Public Declarations of Love: Fantasy Romance vs Romantic Comedy

Image: kiss scene from the film Never Been Kissed

So I just got back from Germany last week – a trip home that unfortunately involved about 22 hours in a plane. Most of those hours were spent in an awkward half-sleep fostering a sizeable collection of neck cramps. The rest were spent bingeing on movies.

On flights, I usually find myself watching one of three things: romantic comedies, Bollywood epics, or YA fantasy films… because these are things I enjoy, but also simply because my boyfriend point-blank refuses to watch them with me. Those hours of solitary viewing are a chance for an uninterrupted dose of romance, melodrama, and teenage heartbreak, without any judgemental eyes looking on.

The trouble is, when it comes to romantic comedies, I have a bit of a love-hate relationship. Each time a somewhat promising one comes out, I remember good films I’ve seen in the past (e.g. Love ActuallyFriends With Benefits, You’ve Got Mail) and feel like maybe I should go see it… but then I also remember the disappointing moment that inevitably plagues most romcoms, and signals the downward spiral to an ending that always leaves me cringing and trying to wipe the whole experience from my mind.

If you’ve ever watched a romantic comedy, you might be familiar with this moment: the film is nearing its conclusion, the guy and gal are about to get together, and there’s a tense, intimate, private scene where they nearly kiss or confess their love. Except they don’t, because they chicken out or somebody interrupts them or some other obstacle is thrown in front of them by the cruel story lord. You feel hard done by, but you don’t mind too much because it is, after all, a romantic comedy, and you know they’re going to get together in the end.

Then finally the love confession scene arrives… except this time it’s not a private tense moment. It’s a big, stagey scene in front of a crowd of people who look on while the confession is made over a score of dramatic music. Then the characters hurl themselves at one another and have a showy smooch while everyone cheers.

And personally, I always feel a bit hard done by. Not just because everything after this usually gets painfully cheesy, but because I wanted a private, romantic moment for the two characters, not a squirmy public declaration in front of every man and his dog.
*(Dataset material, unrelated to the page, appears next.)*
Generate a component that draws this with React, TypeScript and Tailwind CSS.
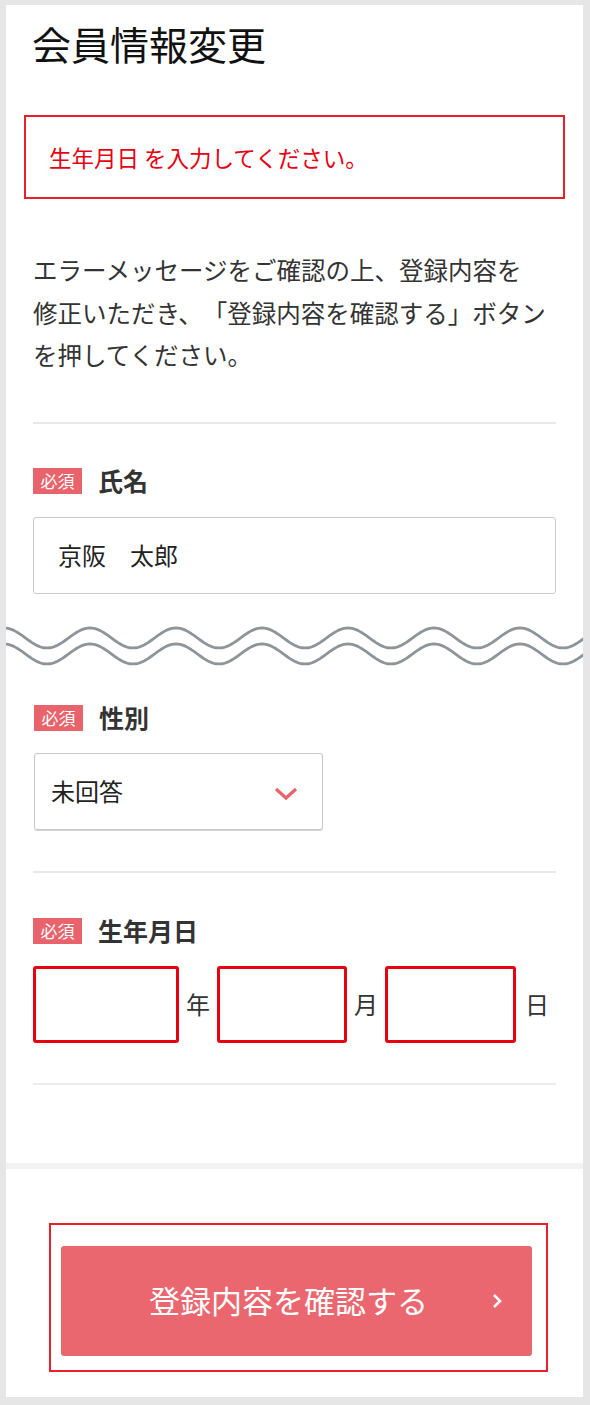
import React from 'react'

const font = { fontFamily: '"Noto Sans CJK JP", "Noto Sans", sans-serif' }

// 省略を示す波線（2本）
function wavePath(cy: number) {
  const pts: string[] = []
  for (let x = 0; x <= 578; x += 2) {
    const y = cy - 10 * Math.cos((2 * Math.PI * (x + 2)) / 86)
    pts.push(`${x === 0 ? 'M' : 'L'}${x} ${y.toFixed(2)}`)
  }
  return pts.join(' ')
}

function Wave() {
  return (
    <div className="-mx-[27px] mt-[26px] h-[50px]">
      <svg width="577" height="50" viewBox="0 0 577 50" fill="none">
        <path d={wavePath(18)} stroke="#8e959a" strokeWidth={2.8} />
        <path d={wavePath(34)} stroke="#8e959a" strokeWidth={2.8} />
      </svg>
    </div>
  )
}

function Label({ text }: { text: string }) {
  return (
    <div className="flex items-center gap-[16px]">
      <span className="flex h-[26px] w-[49px] items-center justify-center bg-[#e8636b] text-[17px] leading-none text-white">
        必須
      </span>
      <span className="text-[25px] font-bold leading-none text-[#333]">{text}</span>
    </div>
  )
}

function DateBox({ w }: { w: string }) {
  return <div className={`h-[77px] rounded-[3px] border-[3px] border-[#e60012] bg-white ${w}`}></div>
}

export default function App() {
  return (
    <div className="min-h-[1405px] bg-[#e6e6e6] pb-[7px] pl-[6px] pr-[7px] pt-[5px]" style={font}>
      <div className="bg-white">
        {/* フォーム部分 */}
        <div className="px-[27px] pt-[15px] pb-[78px]">
          <h1 className="-ml-[1px] text-[39px] font-normal leading-[46px] text-[#111]">会員情報変更</h1>

          {/* エラー表示 */}
          <div className="-mx-[9px] mt-[49px] flex h-[84px] items-center border-[2px] border-[#e8202a] pl-[23px]">
            <p className="text-[22.5px] leading-none text-[#e60012]">生年月日 を入力してください。</p>
          </div>

          <p className="mt-[50px] whitespace-nowrap text-[24.5px] leading-[42.5px] text-[#333]">
            エラーメッセージをご確認の上、登録内容を
            <br />
            修正いただき、　「登録内容を確認する」ボタン
            <br />
            を押してください。
          </p>

          <div className="mt-[45px] h-[2px] bg-[#e8e8e8]"></div>

          {/* 氏名 */}
          <div className="mt-[44px]">
            <Label text="氏名" />
          </div>
          <div className="mt-[23px] flex h-[77px] items-center rounded-[3px] border-[1.5px] border-[#cacaca] pl-[24px] text-[24px] text-[#222]">
            京阪　太郎
          </div>

          <Wave />

          {/* 性別 */}
          <div className="mt-[35px] pl-px">
            <Label text="性別" />
          </div>
          <div className="ml-px mt-[22px] flex h-[77px] w-[289px] items-center justify-between rounded-[3px] border-[1.5px] border-[#c6c6c6] pl-[16px] pr-[24px] text-[24px] text-[#222] shadow-[0_1px_0_#d5d5d5]">
            <span>未回答</span>
            <svg width="24" height="14" viewBox="0 0 24 14" fill="none" className="mt-[5px]">
              <path d="M2 2 L12 11 L22 2" stroke="#e8636b" strokeWidth={3.2} strokeLinejoin="miter" />
            </svg>
          </div>

          <div className="mt-[41px] h-[2px] bg-[#e8e8e8]"></div>

          {/* 生年月日 */}
          <div className="mt-[45px]">
            <Label text="生年月日" />
          </div>
          <div className="mt-[22px] flex items-center text-[24px] text-[#333]">
            <DateBox w="w-[146px]" />
            <span className="ml-[7px] mr-[7px]">年</span>
            <DateBox w="w-[130px]" />
            <span className="ml-[7px] mr-[7px]">月</span>
            <DateBox w="w-[131px]" />
            <span className="ml-[9px]">日</span>
          </div>

          <div className="mt-[40px] h-[2px] bg-[#ececec]"></div>
        </div>

        <div className="h-[6px] bg-[#f2f2f2]"></div>

        {/* 送信ボタン */}
        <div className="pb-[25px] pl-[43px] pr-[35px] pt-[54px]">
          <div className="border-[2.5px] border-[#e8202a] pb-[14px] pl-[10px] pr-[14px] pt-[21px]">
            <button className="relative flex h-[110px] w-full items-center justify-center rounded-[3px] bg-[#ea6770] pr-[16px] text-[31px] text-white">
              登録内容を確認する
              <svg width="10" height="16" viewBox="0 0 10 16" fill="none" className="absolute right-[30px] top-[47px]">
                <path d="M2 2 L8 8 L2 14" stroke="#fff" strokeWidth={2.5} />
              </svg>
            </button>
          </div>
        </div>
      </div>
    </div>
  )
}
Obviously not everyone has this response, otherwise the movies wouldn’t all be ending this way. It’s just something I personally can’t stand. To me these scenes are so stagey and fake, and completely devoid of sexual tension. Furthermore, why on earth do all the people watching care?

Paranormal and Fantasy Romance

Cover Image: Daughter of Smoke and Bone by Laini Taylor

Cover of Daughter of Smoke and Bone by Laini Taylor

Anyway, my particular dislike of moments like this got me to thinking about fantasy romance novels and movies, both of the paranormal and epic variety. It struck me that stories in these genres don’t usually involve a public declaration of love. If they do, it’s usually not in front of a crowd of smiling strangers. Instead, it’s in a moment of great mortal peril where the people crowding around are either friends sharing in the dire situation, or enemies trying to tear the lovers apart (e.g. Laini Taylor’s Daughter of Smoke and Bone).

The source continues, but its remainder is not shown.